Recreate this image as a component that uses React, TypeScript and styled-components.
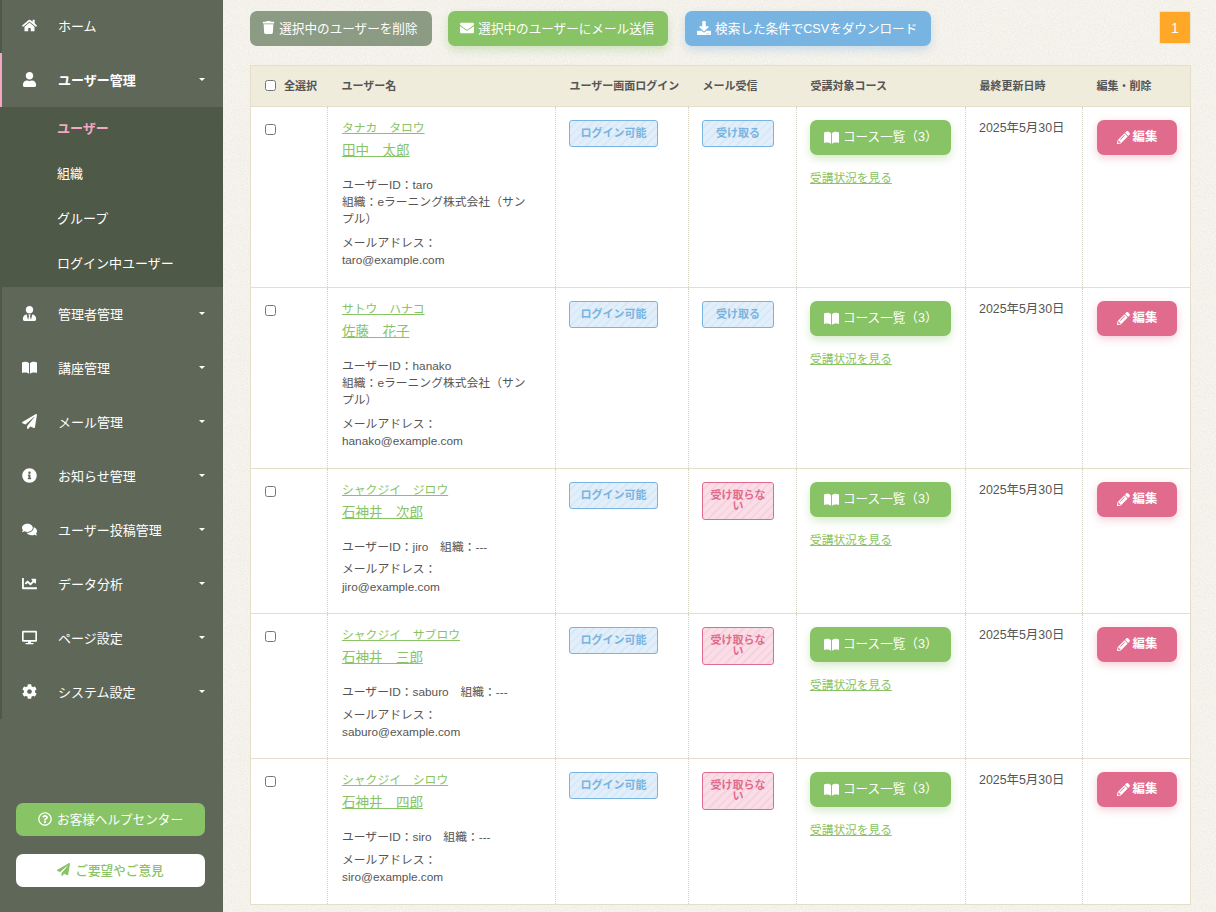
import React from 'react';
import styled, { createGlobalStyle, css } from 'styled-components';
import {
  FaChartLine,
  FaCog,
  FaComments,
  FaDesktop,
  FaDownload,
  FaEnvelope,
  FaHome,
  FaInfoCircle,
  FaPaperPlane,
  FaPencilAlt,
  FaRegQuestionCircle,
  FaTrash,
  FaUser,
  FaUserTie,
} from 'react-icons/fa';

const GREEN = '#88c365';
const PINK = '#e16b8c';
const BLUE = '#78b4e1';

// paper-like noise behind the page
const paper =
  "data:image/svg+xml,%3Csvg xmlns='http://www.w3.org/2000/svg' width='200' height='200'%3E%3Cfilter id='n'%3E%3CfeTurbulence type='fractalNoise' baseFrequency='0.7' numOctaves='3' stitchTiles='stitch'/%3E%3CfeColorMatrix values='0 0 0 0 0.6 0 0 0 0 0.56 0 0 0 0 0.45 0 0 0 0.35 -0.06'/%3E%3C/filter%3E%3Crect width='200' height='200' filter='url(%23n)'/%3E%3C/svg%3E";

const GlobalStyle = createGlobalStyle`
  html, body {
    margin: 0;
    padding: 0;
    height: 912px;
    overflow: hidden;
  }
  body {
    font-family: "Liberation Sans", "Noto Sans CJK JP", sans-serif;
    color: #555;
    background-color: #f9f7f2;
    background-image: url("${paper}");
  }
`;

const Page = styled.div`
  display: flex;
  height: 912px;
`;

const Sidebar = styled.aside`
  width: 223px;
  flex: none;
  background: #5f6858;
  display: flex;
  flex-direction: column;
  padding-bottom: 25px;
  box-sizing: border-box;
`;

const Nav = styled.nav`
  border-left: 2px solid #4f5947;
`;

const NavItem = styled.div<{ $active?: boolean }>`
  height: 54px;
  box-sizing: border-box;
  display: flex;
  align-items: center;
  color: #fff;
  font-size: 13px;
  padding: 0 18px 2px 0;
  margin-left: ${(p) => (p.$active ? '-2px' : '0')};
  border-left: ${(p) => (p.$active ? '2px solid #f4a6c4' : 'none')};
  font-weight: ${(p) => (p.$active ? 700 : 400)};
  &:first-child {
    height: 53px;
  }
`;

const NavIcon = styled.span`
  width: 56px;
  flex: none;
  display: flex;
  justify-content: center;
  font-size: 15px;
  padding-right: 2px;
  box-sizing: border-box;
`;

const Caret = styled.i`
  margin-left: auto;
  width: 0;
  height: 0;
  border-left: 3px solid transparent;
  border-right: 3px solid transparent;
  border-top: 3px solid #fff;
`;

const SubNav = styled.div`
  background: #4f5947;
  margin-left: -2px;
`;

const SubItem = styled.div<{ $current?: boolean }>`
  height: 45px;
  box-sizing: border-box;
  display: flex;
  align-items: center;
  padding: 0 0 5px 57px;
  font-size: 13px;
  color: ${(p) => (p.$current ? '#f4a6c4' : '#fff')};
  font-weight: ${(p) => (p.$current ? 700 : 400)};
`;

const SideButtons = styled.div`
  margin-top: auto;
  padding: 0 18px 0 16px;
  display: flex;
  flex-direction: column;
  gap: 18px;
`;

const SideButton = styled.a<{ $light?: boolean }>`
  height: 33px;
  box-sizing: border-box;
  padding-bottom: 2px;
  border-radius: 7px;
  display: flex;
  align-items: center;
  justify-content: center;
  gap: 5px;
  font-size: 12.6px;
  background: ${(p) => (p.$light ? '#fff' : GREEN)};
  color: ${(p) => (p.$light ? GREEN : '#fff')};
  font-weight: ${(p) => (p.$light ? 500 : 400)};
`;

const Main = styled.main`
  flex: 1;
  padding: 11px 25px 0 27px;
  min-width: 0;
`;

const Toolbar = styled.div`
  display: flex;
  align-items: flex-start;
  gap: 16.5px;
  margin-bottom: 19px;
`;

const ActionButton = styled.button<{ $bg: string; $shadow?: boolean }>`
  height: 35px;
  padding: 0 14px 2px 12.25px;
  border: none;
  border-radius: 7px;
  display: flex;
  align-items: center;
  gap: 4px;
  font-family: inherit;
  font-size: 12.6px;
  color: #fff;
  background: ${(p) => p.$bg};
  ${(p) =>
    p.$shadow &&
    css`
      box-shadow: 0 4px 8px ${p.$bg}55;
    `}
`;

const PageNumber = styled.span`
  margin-left: auto;
  width: 32px;
  height: 33px;
  box-sizing: border-box;
  border: 1px solid #e8e4d2;
  border-radius: 2px;
  background: #ffa726;
  color: #fff;
  font-size: 14px;
  display: flex;
  align-items: center;
  justify-content: center;
`;

const Table = styled.table`
  width: 940px;
  table-layout: fixed;
  border-collapse: collapse;
  background: #fff;
  border: 1px solid #e3dfcb;
`;

const HeadCell = styled.th<{ $width: number }>`
  width: ${(p) => p.$width}px;
  height: 41px;
  box-sizing: border-box;
  padding: 0 0 2px 14px;
  background: #efecdc;
  border-bottom: 1px solid #e3dfcb;
  text-align: left;
  font-size: 11px;
  font-weight: 700;
  color: #555;
  white-space: nowrap;
`;

const SelectAll = styled.label`
  display: flex;
  align-items: center;
  gap: 8px;
`;

const Check = styled.input.attrs({ type: 'checkbox' })`
  margin: 0;
  width: 11px;
  height: 11px;
  display: block;
`;

const Row = styled.tr`
  border-bottom: 1px solid #e3dfcb;
`;

const Cell = styled.td`
  padding: 13px 12px 17.3px 13px;
  vertical-align: top;
  border-left: 1px dotted #d5d2c2;
  font-size: 11.8px;
  line-height: 17.2px;
  &:first-child {
    border-left: none;
    padding: 17px 0 0 14px;
  }
`;

const UserCell = styled(Cell)`
  padding-left: 14px;
  padding-right: 24px;
`;

const NameLink = styled.a<{ $kana?: boolean }>`
  display: block;
  width: fit-content;
  font-size: ${(p) => (p.$kana ? '11.8px' : '13.5px')};
  line-height: ${(p) => (p.$kana ? '17px' : '24px')};
  margin-bottom: ${(p) => (p.$kana ? '2px' : '0')};
  color: ${GREEN};
  text-decoration: underline;
`;

const Names = styled.div`
  margin-bottom: 14px;
`;

const DetailLine = styled.div<{ $gap?: number }>`
  margin-top: ${(p) => p.$gap ?? 0}px;
`;

const Badge = styled.span<{ $tone: 'blue' | 'pink'; $width: number }>`
  display: block;
  box-sizing: border-box;
  width: ${(p) => p.$width}px;
  padding: 7px 5px;
  border-radius: 3px;
  text-align: center;
  font-size: 11px;
  line-height: 11px;
  font-weight: 700;
  ${(p) =>
    p.$tone === 'blue'
      ? css`
          color: ${BLUE};
          border: 1px solid ${BLUE};
          background: repeating-linear-gradient(135deg, #e2eef9 0 4px, #d7e8f6 4px 6px);
        `
      : css`
          color: ${PINK};
          border: 1px solid ${PINK};
          background: repeating-linear-gradient(135deg, #fadde6 0 4px, #f5d3de 4px 6px);
        `}
`;

const CourseButton = styled.a`
  width: 141px;
  height: 35px;
  border-radius: 7px;
  background: ${GREEN};
  box-shadow: 0 4px 8px ${GREEN}55;
  color: #fff;
  font-size: 12.6px;
  display: flex;
  align-items: center;
  gap: 4px;
  padding-left: 14px;
  box-sizing: border-box;
  margin-bottom: 14px;
`;

const StatusLink = styled.a`
  color: ${GREEN};
  text-decoration: underline;
  font-size: 11.7px;
  display: block;
`;

const DateText = styled.div`
  font-size: 12.4px;
  line-height: 16px;
`;

const EditButton = styled.a`
  width: 80px;
  height: 35px;
  border-radius: 7px;
  background: ${PINK};
  box-shadow: 0 3px 8px ${PINK}55;
  color: #fff;
  font-size: 12.4px;
  font-weight: 700;
  display: flex;
  align-items: center;
  justify-content: center;
  gap: 3px;
`;

const EditCell = styled(Cell)`
  padding-left: 14px;
`;

const BookIcon = ({ size = 15 }: { size?: number }) => (
  <svg width={size} height={size} viewBox="0 0 16 16" fill="currentColor">
    <path d="M0 2.6C2.6 1.6 5.6 1.8 7.5 3.4V14.6C5.6 13.2 2.6 13 0 13.8Z" />
    <path d="M16 2.6C13.4 1.6 10.4 1.8 8.5 3.4V14.6C10.4 13.2 13.4 13 16 13.8Z" />
  </svg>
);

const navItems = [
  { icon: <FaHome />, label: 'ホーム', caret: false },
  { icon: <FaUser />, label: 'ユーザー管理', caret: true, active: true },
  { icon: <FaUserTie />, label: '管理者管理', caret: true },
  { icon: <BookIcon />, label: '講座管理', caret: true },
  { icon: <FaPaperPlane />, label: 'メール管理', caret: true },
  { icon: <FaInfoCircle />, label: 'お知らせ管理', caret: true },
  { icon: <FaComments />, label: 'ユーザー投稿管理', caret: true },
  { icon: <FaChartLine />, label: 'データ分析', caret: true },
  { icon: <FaDesktop />, label: 'ページ設定', caret: true },
  { icon: <FaCog />, label: 'システム設定', caret: true },
];

const subItems = ['ユーザー', '組織', 'グループ', 'ログイン中ユーザー'];

const users = [
  { kana: 'タナカ　タロウ', name: '田中　太郎', id: 'taro', org: 'eラーニング株式会社（サンプル）', mail: true },
  { kana: 'サトウ　ハナコ', name: '佐藤　花子', id: 'hanako', org: 'eラーニング株式会社（サンプル）', mail: true },
  { kana: 'シャクジイ　ジロウ', name: '石神井　次郎', id: 'jiro', org: '', mail: false },
  { kana: 'シャクジイ　サブロウ', name: '石神井　三郎', id: 'saburo', org: '', mail: false },
  { kana: 'シャクジイ　シロウ', name: '石神井　四郎', id: 'siro', org: '', mail: false },
];

const columns = [
  { width: 77, label: '' },
  { width: 228, label: 'ユーザー名' },
  { width: 133, label: 'ユーザー画面ログイン' },
  { width: 108, label: 'メール受信' },
  { width: 169, label: '受講対象コース' },
  { width: 117, label: '最終更新日時' },
  { width: 108, label: '編集・削除' },
];

export default function App() {
  return (
    <Page>
      <GlobalStyle />
      <Sidebar>
        <Nav>
          {navItems.map((item) => (
            <React.Fragment key={item.label}>
              <NavItem $active={item.active}>
                <NavIcon>{item.icon}</NavIcon>
                {item.label}
                {item.caret && <Caret />}
              </NavItem>
              {item.active && (
                <SubNav>
                  {subItems.map((sub, i) => (
                    <SubItem key={sub} $current={i === 0}>
                      {sub}
                    </SubItem>
                  ))}
                </SubNav>
              )}
            </React.Fragment>
          ))}
        </Nav>
        <SideButtons>
          <SideButton>
            <FaRegQuestionCircle size={14} />
            お客様ヘルプセンター
          </SideButton>
          <SideButton $light>
            <FaPaperPlane size={13} />
            ご要望やご意見
          </SideButton>
        </SideButtons>
      </Sidebar>
      <Main>
        <Toolbar>
          <ActionButton $bg="#8c9b83">
            <FaTrash size={13} />
            選択中のユーザーを削除
          </ActionButton>
          <ActionButton $bg={GREEN} $shadow>
            <FaEnvelope size={14} />
            選択中のユーザーにメール送信
          </ActionButton>
          <ActionButton $bg={BLUE} $shadow>
            <FaDownload size={14} />
            検索した条件でCSVをダウンロード
          </ActionButton>
          <PageNumber>1</PageNumber>
        </Toolbar>
        <Table>
          <thead>
            <tr>
              {columns.map((col, i) => (
                <HeadCell key={i} $width={col.width}>
                  {i === 0 ? (
                    <SelectAll>
                      <Check />
                      全選択
                    </SelectAll>
                  ) : (
                    col.label
                  )}
                </HeadCell>
              ))}
            </tr>
          </thead>
          <tbody>
            {users.map((user) => (
              <Row key={user.id}>
                <Cell>
                  <Check />
                </Cell>
                <UserCell>
                  <Names>
                    <NameLink $kana>{user.kana}</NameLink>
                    <NameLink>{user.name}</NameLink>
                  </Names>
                  {user.org ? (
                    <>
                      <DetailLine>ユーザーID：{user.id}</DetailLine>
                      <DetailLine>組織：{user.org}</DetailLine>
                    </>
                  ) : (
                    <DetailLine>ユーザーID：{user.id}　組織：---</DetailLine>
                  )}
                  <DetailLine $gap={user.org ? 6.5 : 5.5}>メールアドレス：</DetailLine>
                  <DetailLine>{user.id}@example.com</DetailLine>
                </UserCell>
                <Cell>
                  <Badge $tone="blue" $width={89}>
                    ログイン可能
                  </Badge>
                </Cell>
                <Cell>
                  <Badge $tone={user.mail ? 'blue' : 'pink'} $width={72}>
                    {user.mail ? '受け取る' : '受け取らない'}
                  </Badge>
                </Cell>
                <Cell>
                  <CourseButton>
                    <BookIcon />
                    コース一覧（3）
                  </CourseButton>
                  <StatusLink>受講状況を見る</StatusLink>
                </Cell>
                <Cell>
                  <DateText>2025年5月30日</DateText>
                </Cell>
                <EditCell>
                  <EditButton>
                    <FaPencilAlt size={13} />
                    編集
                  </EditButton>
                </EditCell>
              </Row>
            ))}
          </tbody>
        </Table>
      </Main>
    </Page>
  );
}
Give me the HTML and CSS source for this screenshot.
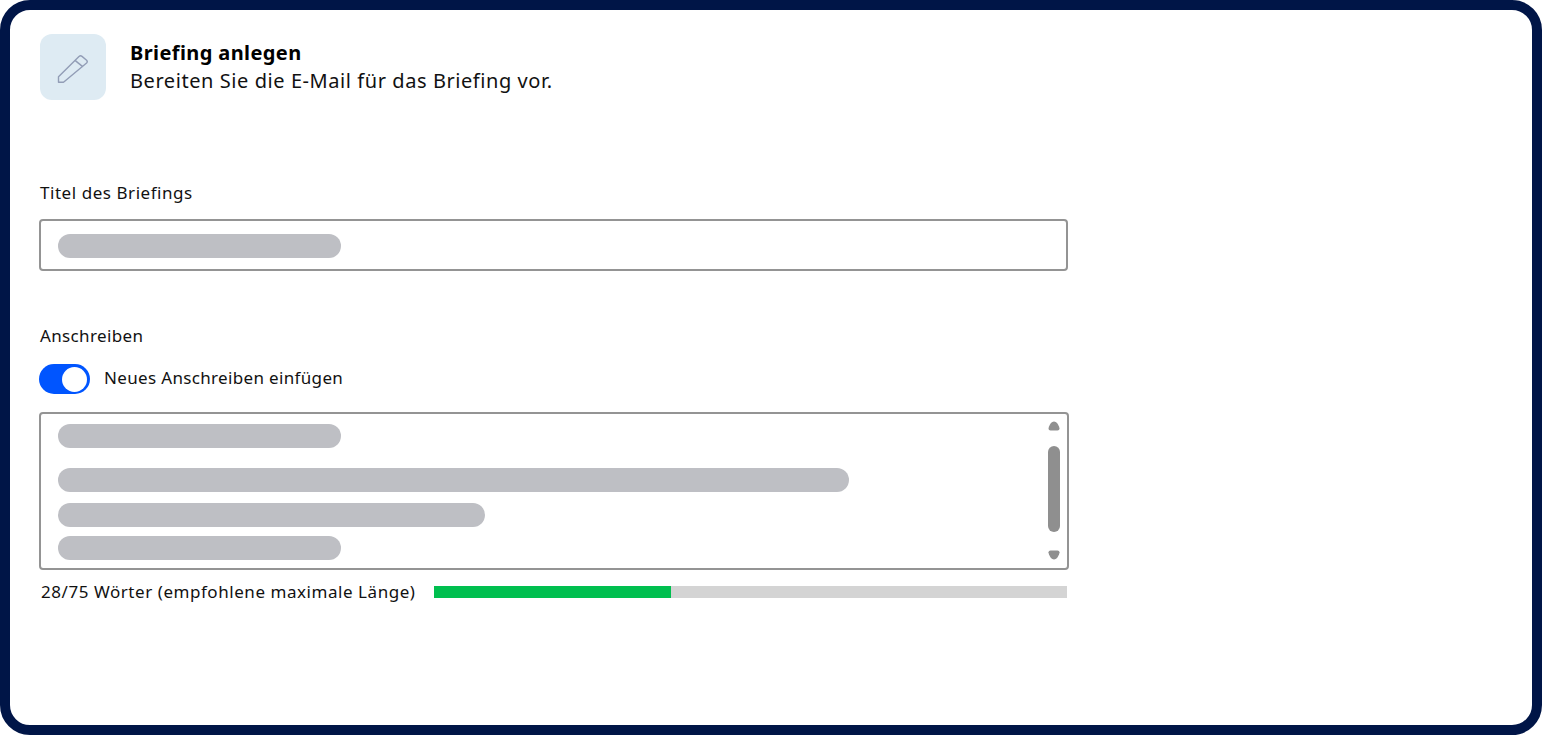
FILE: index.html
```html
<!DOCTYPE html>
<html lang="de">
<head>
    <meta charset="UTF-8">
    <title>Briefing anlegen</title>
    <link rel="stylesheet" href="styles.css">
</head>
<body>
    <div class="frame">
        <header class="head">
            <div class="headIcon">
                <svg width="32" height="32" viewBox="0 0 32 32" fill="none" stroke="#929db6" stroke-width="1.4" stroke-linejoin="round">
                    <path d="M1.5 25.8 L22 5.5 Q23.5 4.2 25 5.4 L29.6 9.2 Q31 10.6 29.6 12 L6.5 31.2 L1.5 31.2 Z"/>
                    <path d="M18 9.4 L25.7 15.6"/>
                </svg>
            </div>
            <div>
                <h1 class="headTitle">Briefing anlegen</h1>
                <p class="headText">Bereiten Sie die E-Mail für das Briefing vor.</p>
            </div>
        </header>

        <label class="fieldLabel titleLabel">Titel des Briefings</label>
        <div class="inputBox">
            <div class="pill short"></div>
        </div>

        <label class="fieldLabel letterLabel">Anschreiben</label>
        <div class="toggleRow">
            <span class="toggle"><span class="knob"></span></span>
            <span class="toggleText">Neues Anschreiben einfügen</span>
        </div>

        <div class="textBox">
            <div class="lines">
                <div class="pill short"></div>
                <div class="pill long lineTwo"></div>
                <div class="pill middle lineThree"></div>
                <div class="pill short lineFour"></div>
            </div>
            <div class="scroll">
                <svg width="12" height="10" viewBox="0 0 12 10"><path d="M6 .5 C8.5 .5 10 3 11 5.5 Q12.5 9.5 9.5 9.5 L2.5 9.5 Q-.5 9.5 1 5.5 C2 3 3.5 .5 6 .5 Z" fill="#8f8f8f"/></svg>
                <div class="thumb"></div>
                <svg width="12" height="10" viewBox="0 0 12 10"><path d="M6 9.5 C3.5 9.5 2 7 1 4.5 Q-.5 .5 2.5 .5 L9.5 .5 Q12.5 .5 11 4.5 C10 7 8.5 9.5 6 9.5 Z" fill="#8f8f8f"/></svg>
            </div>
        </div>

        <div class="wordRow">
            <span class="wordText">28/75 Wörter (empfohlene maximale Länge)</span>
            <div class="bar"><div class="barFill" style="width: 37.4%"></div></div>
        </div>
    </div>
</body>
</html>
```

FILE: styles.css
```css
* {
    box-sizing: border-box;
}

html, body {
    margin: 0;
    height: 100%;
    background-color: #fff;
}

body {
    font-family: "Noto Sans", "Liberation Sans", sans-serif;
    color: #111;
    overflow: hidden;
}

.frame {
    height: 735px;
    padding: 24px 30px;
    border: 10px solid #001547;
    border-radius: 30px;
    background-color: #fff;
}

.head {
    display: flex;
    gap: 24px;
}

.headIcon {
    display: flex;
    align-items: center;
    justify-content: center;
    width: 66px;
    height: 66px;
    background-color: #deebf3;
    border-radius: 12px;
}

.headTitle {
    margin: 5px 0 0;
    font-size: 20px;
    line-height: 28px;
    font-weight: 700;
    letter-spacing: 0.4px;
    color: #000;
}

.headText {
    margin: 0;
    font-size: 20px;
    line-height: 27px;
    letter-spacing: 0.57px;
}

.fieldLabel {
    display: block;
    font-size: 17px;
    line-height: 22px;
}

.titleLabel {
    margin-top: 82px;
    letter-spacing: 0.55px;
}

.letterLabel {
    margin-top: 54px;
    letter-spacing: 0.35px;
}

.inputBox {
    width: 1029px;
    height: 52px;
    margin: 15px 0 0 -1px;
    padding: 13px 17px;
    border: 2px solid #949494;
    border-radius: 4px;
}

.pill {
    height: 24px;
    background-color: #bebfc4;
    border-radius: 12px;
}

.short {
    width: 283px;
}

.middle {
    width: 427px;
}

.long {
    width: 791px;
}

.toggleRow {
    display: flex;
    align-items: center;
    gap: 14px;
    margin: 17px 0 0 -1px;
}

.toggle {
    display: flex;
    justify-content: flex-end;
    align-items: center;
    width: 51px;
    height: 30px;
    padding: 0 3px;
    background-color: #0055ff;
    border-radius: 15px;
}

.knob {
    width: 25px;
    height: 25px;
    background-color: #fff;
    border-radius: 50%;
}

.toggleText {
    margin-bottom: 4px;
    font-size: 17px;
    letter-spacing: 0.34px;
}

.textBox {
    display: flex;
    justify-content: space-between;
    width: 1030px;
    height: 158px;
    margin: 18px 0 0 -1px;
    padding: 10px 7px 8px 17px;
    border: 2px solid #949494;
    border-radius: 4px;
}

.lineTwo {
    margin-top: 20px;
}

.lineThree {
    margin-top: 11px;
}

.lineFour {
    margin-top: 9px;
}

.scroll {
    display: flex;
    flex-direction: column;
    align-items: center;
    width: 12px;
    margin-top: -3px;
}

.thumb {
    flex: none;
    width: 12px;
    height: 86px;
    margin: 15px 0 18px;
    background-color: #8f8f8f;
    border-radius: 6px;
}

.wordRow {
    display: flex;
    align-items: center;
    gap: 19px;
    margin-top: 11px;
}

.wordText {
    margin-left: 1px;
    font-size: 17px;
    line-height: 22px;
    letter-spacing: 0.55px;
    white-space: nowrap;
}

.bar {
    width: 633px;
    height: 12px;
    background-color: #d4d4d4;
}

.barFill {
    height: 100%;
    background-color: #00bf4f;
}
```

- _GOAL OF THE EXERCISE_:
Take the lines above from the top of the records through the one with "const BLUE = '#78b4e1';" and repeat them exactly, without any pictures.

- _RESPONSE_:
Recreate this image as a component that uses React, TypeScript and styled-components.
import React from 'react';
import styled, { createGlobalStyle, css } from 'styled-components';
import {
  FaChartLine,
  FaCog,
  FaComments,
  FaDesktop,
  FaDownload,
  FaEnvelope,
  FaHome,
  FaInfoCircle,
  FaPaperPlane,
  FaPencilAlt,
  FaRegQuestionCircle,
  FaTrash,
  FaUser,
  FaUserTie,
} from 'react-icons/fa';

const GREEN = '#88c365';
const PINK = '#e16b8c';
const BLUE = '#78b4e1';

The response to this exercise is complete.